Glad someone else gets it.

Another popular "axiom" is that the United States military and economic failure means more freedom in USA, but I believe the opposite. A desperate government no longer able to project power abroad, having no other available victims, will concentrate its remaining power locally, and likely very brutally.

Linh Dinh said...

Hi WayWay,

In very high crime South Africa, rural whites in isolated farms are prime targets for a home invasion, robbery, rape and murder. Though its cities are dangerous enough, there are very nice neirghborhoods with private security guards, fantastic supermarkets, sophisticated restaurants, cool bars and excellent schools.

Linh

Anonymous said...

Hi Linh! You are my favorite writer and I want to buy your books, but where can I buy them that ensures you get a good percentage, if not all, of the proceeds? I will try to donate sometime as well, please keep doing what you’re doing. I wish to God I could escape the USA but I doubt anyone will take us (I have a large family). It’s terrifying here and gets worse daily. I’m so glad you escaped. I love your photos and how you make these places and your experiences seem so vivid. Thanks for doing what you’re doing. God bless!

-Sunshine

Linh Dinh said...

Hi Sunshine,

I rarely get royalty payments from Seven Stories Press, and Chax, my poetry publisher, never paid me royalties.

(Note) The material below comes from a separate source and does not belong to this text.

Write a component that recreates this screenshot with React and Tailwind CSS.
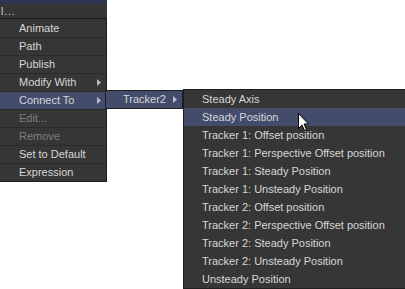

Only at SubStack did I start to have something like a regular income, and PayPal donations at this blog have also been crucial over the years.

In sum, I rely on direct support from readers.

New York based Seven Stories Press did give me legitimacy as an author, and until it canceled me, I considered its publisher, Dan Simon, as a friend and ally.

Being divorced from publishers and editors have actually been very liberating, so I feel myself blessed!


Linh

Linh Dinh said...

P.S. Many thanks, also, for your kind words!